How I Decide What Gets Published
Before I publish anything that involved AI assistance, I ask myself a few simple questions. Is it helpful? Is it clear? Is it honest? Is it likely to improve someone’s life, or is it confusing, noisy, or misleading?
If it doesn’t serve my audience well, it doesn’t go live. I’m not here to flood the internet. I’m here to help real people solve real problems in a responsible way.
Why I’ve Chosen to Use AI Anyway
I didn’t start using AI casually. I wrestled with it because I care about authenticity and connection with my readers. I didn’t want to lose the “real” part of what I do, and I didn’t want to contribute to a culture of low-effort, low-integrity content.
But I also knew the alternative. The alternative was creating less, sharing less, and eventually stepping away from this work entirely, simply because the physical demands of extended computer time are hard on my body. I didn’t want that to be the end of my influence, especially when I still have so much to teach and share.

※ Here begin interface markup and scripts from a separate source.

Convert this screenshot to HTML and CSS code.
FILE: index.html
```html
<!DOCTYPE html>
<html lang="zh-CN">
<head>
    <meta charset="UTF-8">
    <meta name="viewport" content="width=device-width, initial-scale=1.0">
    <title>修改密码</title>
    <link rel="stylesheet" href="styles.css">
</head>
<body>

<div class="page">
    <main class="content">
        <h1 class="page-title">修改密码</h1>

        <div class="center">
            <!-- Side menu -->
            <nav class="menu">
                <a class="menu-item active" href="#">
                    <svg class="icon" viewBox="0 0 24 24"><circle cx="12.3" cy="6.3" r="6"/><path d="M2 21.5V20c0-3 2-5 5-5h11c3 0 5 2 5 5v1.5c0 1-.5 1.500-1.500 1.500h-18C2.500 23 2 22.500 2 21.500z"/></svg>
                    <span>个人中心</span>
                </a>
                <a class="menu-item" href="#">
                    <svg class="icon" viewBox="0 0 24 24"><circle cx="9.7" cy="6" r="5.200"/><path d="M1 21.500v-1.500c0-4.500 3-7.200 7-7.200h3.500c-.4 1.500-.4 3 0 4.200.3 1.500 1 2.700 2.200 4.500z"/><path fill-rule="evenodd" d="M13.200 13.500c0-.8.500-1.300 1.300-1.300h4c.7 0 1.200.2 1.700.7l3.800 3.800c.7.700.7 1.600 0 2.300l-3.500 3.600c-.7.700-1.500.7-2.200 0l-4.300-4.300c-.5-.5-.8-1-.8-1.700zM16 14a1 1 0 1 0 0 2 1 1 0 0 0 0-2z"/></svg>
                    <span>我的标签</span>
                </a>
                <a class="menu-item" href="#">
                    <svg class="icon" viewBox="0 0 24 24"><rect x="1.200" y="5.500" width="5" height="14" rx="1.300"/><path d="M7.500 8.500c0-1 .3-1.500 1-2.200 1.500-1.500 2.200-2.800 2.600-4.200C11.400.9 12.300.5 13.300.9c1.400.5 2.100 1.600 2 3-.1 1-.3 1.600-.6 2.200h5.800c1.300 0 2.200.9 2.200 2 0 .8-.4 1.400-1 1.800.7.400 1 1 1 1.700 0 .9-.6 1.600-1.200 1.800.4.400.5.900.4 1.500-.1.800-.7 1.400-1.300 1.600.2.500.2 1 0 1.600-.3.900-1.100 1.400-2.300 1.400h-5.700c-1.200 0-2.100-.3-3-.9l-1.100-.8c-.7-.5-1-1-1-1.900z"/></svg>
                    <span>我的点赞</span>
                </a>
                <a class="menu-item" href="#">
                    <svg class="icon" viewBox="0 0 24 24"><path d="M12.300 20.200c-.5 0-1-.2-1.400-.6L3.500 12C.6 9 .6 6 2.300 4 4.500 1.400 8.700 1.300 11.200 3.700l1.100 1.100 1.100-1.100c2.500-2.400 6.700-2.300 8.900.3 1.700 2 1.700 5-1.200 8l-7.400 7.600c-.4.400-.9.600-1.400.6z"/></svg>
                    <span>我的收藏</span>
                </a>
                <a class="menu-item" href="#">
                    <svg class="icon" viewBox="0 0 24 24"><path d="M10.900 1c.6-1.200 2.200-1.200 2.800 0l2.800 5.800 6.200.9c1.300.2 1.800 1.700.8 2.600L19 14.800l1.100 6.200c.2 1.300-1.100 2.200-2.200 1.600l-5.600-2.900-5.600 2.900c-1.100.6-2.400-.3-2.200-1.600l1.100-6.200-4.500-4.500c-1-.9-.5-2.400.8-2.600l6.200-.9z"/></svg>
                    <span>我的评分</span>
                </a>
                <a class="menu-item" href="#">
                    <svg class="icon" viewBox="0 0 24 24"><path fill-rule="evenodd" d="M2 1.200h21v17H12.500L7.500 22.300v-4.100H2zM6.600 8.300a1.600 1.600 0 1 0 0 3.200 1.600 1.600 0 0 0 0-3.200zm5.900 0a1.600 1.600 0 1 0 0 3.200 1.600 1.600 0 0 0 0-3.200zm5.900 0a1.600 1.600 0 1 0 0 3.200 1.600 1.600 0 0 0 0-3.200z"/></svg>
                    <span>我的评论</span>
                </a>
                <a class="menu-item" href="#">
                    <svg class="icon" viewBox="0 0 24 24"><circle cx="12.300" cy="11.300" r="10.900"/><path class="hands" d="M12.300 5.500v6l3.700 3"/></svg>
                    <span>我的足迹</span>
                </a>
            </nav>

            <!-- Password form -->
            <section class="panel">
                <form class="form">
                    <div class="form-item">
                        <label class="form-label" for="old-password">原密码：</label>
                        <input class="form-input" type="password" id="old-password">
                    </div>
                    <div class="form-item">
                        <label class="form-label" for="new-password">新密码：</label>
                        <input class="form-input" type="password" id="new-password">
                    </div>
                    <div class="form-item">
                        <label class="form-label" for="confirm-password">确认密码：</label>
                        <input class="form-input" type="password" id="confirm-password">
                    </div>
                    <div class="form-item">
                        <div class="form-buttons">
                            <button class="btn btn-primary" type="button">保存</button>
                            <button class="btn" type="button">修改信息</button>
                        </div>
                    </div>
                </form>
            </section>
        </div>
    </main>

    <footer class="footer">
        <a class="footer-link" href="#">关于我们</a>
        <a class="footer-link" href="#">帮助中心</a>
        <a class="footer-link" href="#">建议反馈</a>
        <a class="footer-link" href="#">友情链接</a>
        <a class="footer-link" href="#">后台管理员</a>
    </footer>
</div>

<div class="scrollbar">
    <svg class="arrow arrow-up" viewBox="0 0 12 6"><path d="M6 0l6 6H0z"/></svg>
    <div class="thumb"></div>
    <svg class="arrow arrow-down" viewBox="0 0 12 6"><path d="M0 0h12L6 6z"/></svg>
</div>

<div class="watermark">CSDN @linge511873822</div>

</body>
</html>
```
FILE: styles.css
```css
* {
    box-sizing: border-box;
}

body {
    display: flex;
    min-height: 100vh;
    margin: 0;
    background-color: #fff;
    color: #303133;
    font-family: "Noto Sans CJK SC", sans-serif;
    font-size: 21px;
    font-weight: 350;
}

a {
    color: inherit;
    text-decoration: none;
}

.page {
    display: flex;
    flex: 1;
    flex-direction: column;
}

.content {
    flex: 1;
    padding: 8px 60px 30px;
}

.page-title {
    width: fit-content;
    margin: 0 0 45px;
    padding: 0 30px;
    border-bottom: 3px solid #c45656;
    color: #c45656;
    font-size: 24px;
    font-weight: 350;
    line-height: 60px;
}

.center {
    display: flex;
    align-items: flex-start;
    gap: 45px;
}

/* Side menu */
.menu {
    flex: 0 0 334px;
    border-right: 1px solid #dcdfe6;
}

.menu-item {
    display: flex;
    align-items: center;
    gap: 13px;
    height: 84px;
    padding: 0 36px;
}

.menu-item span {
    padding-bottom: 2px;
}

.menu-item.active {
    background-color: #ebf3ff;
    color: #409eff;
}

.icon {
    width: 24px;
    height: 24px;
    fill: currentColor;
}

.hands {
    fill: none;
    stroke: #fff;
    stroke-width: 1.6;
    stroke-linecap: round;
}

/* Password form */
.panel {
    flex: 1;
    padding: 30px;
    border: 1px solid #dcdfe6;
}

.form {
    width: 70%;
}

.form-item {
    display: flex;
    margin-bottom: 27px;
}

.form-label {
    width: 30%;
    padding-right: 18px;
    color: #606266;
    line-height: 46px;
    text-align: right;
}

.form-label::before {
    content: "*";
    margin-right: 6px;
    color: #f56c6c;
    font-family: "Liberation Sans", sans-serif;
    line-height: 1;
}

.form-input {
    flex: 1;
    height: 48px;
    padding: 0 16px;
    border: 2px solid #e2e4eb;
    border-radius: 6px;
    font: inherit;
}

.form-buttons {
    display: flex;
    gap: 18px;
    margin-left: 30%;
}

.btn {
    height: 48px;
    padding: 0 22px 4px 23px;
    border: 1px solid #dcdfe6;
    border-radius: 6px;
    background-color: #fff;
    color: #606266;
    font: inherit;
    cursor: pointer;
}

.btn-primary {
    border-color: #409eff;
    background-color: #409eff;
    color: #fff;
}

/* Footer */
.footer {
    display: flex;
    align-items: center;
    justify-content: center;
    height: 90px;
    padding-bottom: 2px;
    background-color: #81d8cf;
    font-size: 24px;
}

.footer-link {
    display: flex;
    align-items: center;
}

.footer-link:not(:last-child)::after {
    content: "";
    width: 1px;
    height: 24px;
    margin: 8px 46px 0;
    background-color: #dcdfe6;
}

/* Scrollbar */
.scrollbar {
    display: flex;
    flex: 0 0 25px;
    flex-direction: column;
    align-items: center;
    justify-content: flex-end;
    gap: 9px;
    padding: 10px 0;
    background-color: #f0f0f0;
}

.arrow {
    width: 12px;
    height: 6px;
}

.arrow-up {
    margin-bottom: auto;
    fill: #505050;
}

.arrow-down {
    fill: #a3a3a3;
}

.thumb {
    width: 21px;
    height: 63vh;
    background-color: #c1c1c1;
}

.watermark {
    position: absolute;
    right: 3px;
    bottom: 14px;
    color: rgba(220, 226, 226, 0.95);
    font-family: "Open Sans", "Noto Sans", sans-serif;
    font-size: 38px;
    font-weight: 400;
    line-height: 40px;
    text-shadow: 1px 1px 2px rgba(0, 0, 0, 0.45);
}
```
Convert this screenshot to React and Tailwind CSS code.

So I chose to use AI with integrity. Not to cut corners. Not to deceive. Not to replace effort. But to support the work I’m already doing so I can keep showing up.
Transparency
When AI tools are used in my content, I disclose it. When images may be AI-generated, I say so. You deserve to know how content is created, and I don’t believe in hiding that information.
AI is here, and it will affect all of us whether we like it or not. My goal is to navigate it thoughtfully and responsibly, in a way that reflects my values.